Agora, o caso Belo Monte vem tornar ainda mais evidente o tipo de estado que estamos construindo. Trata-se do estado “parceiro”. “Parceria” já é um termo que não combina com a visão “antagonista” dos que ainda clamam pelo fantasma do estatismo. Pior ainda, a parceria não é com a sociedade brasileira. Ela se faz com empresas privadas sob a tortuosa lógica de que o efeito indireto dessa “sociedade” é benéfico à população em geral.

Não bastaram os empréstimos do BNDES a juros subsidiados (uma vez que são inferiores à taxa de captação do governo) que desafiam qualquer princípio de isonomia. Não bastaram as isenções fiscais que jogam nas costas do contribuinte parte do custo da obra. Ainda foi necessária a participação de uma empresa estatal, a CHESF, que entra no negócio da usina como minoritária e sob um contrato de consórcio com nenhuma transparência.

Não pensem que o caso Belo Monte inaugura essa atitude “servil” do estado parceiro. Nos leilões de linhas de transmissão, onde essa prática foi largamente adotada, as reações dos “sem parceria” denunciam, no mínimo, a falta de isonomia.

O Jornal Folha de São Paulo do dia 13/02/2007 publica a seguinte declaração do Sr. Claudio Salles, presidente do Instituto Acende Brasil:


De nada adianta uma regra de leilão perfeita se você não tem como assegurar que todos os competidores agirão pela mesma lógica de racionalidade econômica’, disse Sales, ao comentar que algumas estatais “se conformam com taxas de retorno que sequer remuneram o capital investido.

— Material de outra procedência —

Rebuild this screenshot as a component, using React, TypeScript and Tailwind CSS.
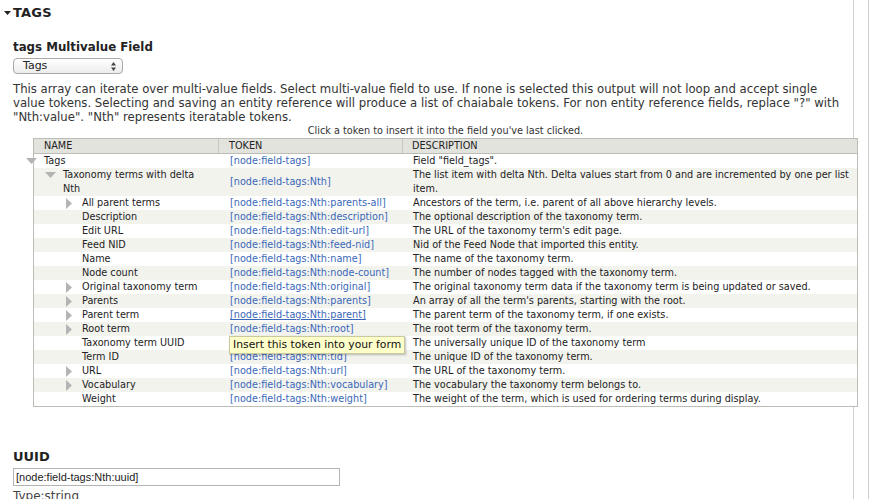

O Valor Econômico de 13/03/2008, o mesmo representante:

Para o presidente do Acende Brasil, não há vantagens nas novas regras, mas sim um potencial desestímulo a investimentos privados. Um grande concessionário de hidrelétrica, que pediu para não ter seu nome divulgado, teme a entrada das subsidiárias da Eletrobrás nos próximos leilões de geração com tarifas muito baixas, para forçar uma queda de preços, com taxas de retorno excessivamente baixas. É o que ele classifica de competição predatória, negada pelo ministro.


O que o setor privado reclama é perfeitamente justo. Já que é assim, parceria para todos!

Sob esse quadro, chega às fronteiras do ridículo qualquer alusão a certo “chavismo” do atual governo. Enquanto lá o estado expulsa empresas, aqui se desdobram os tapetes vermelhos. Pelo jeito, ainda são insuficientes.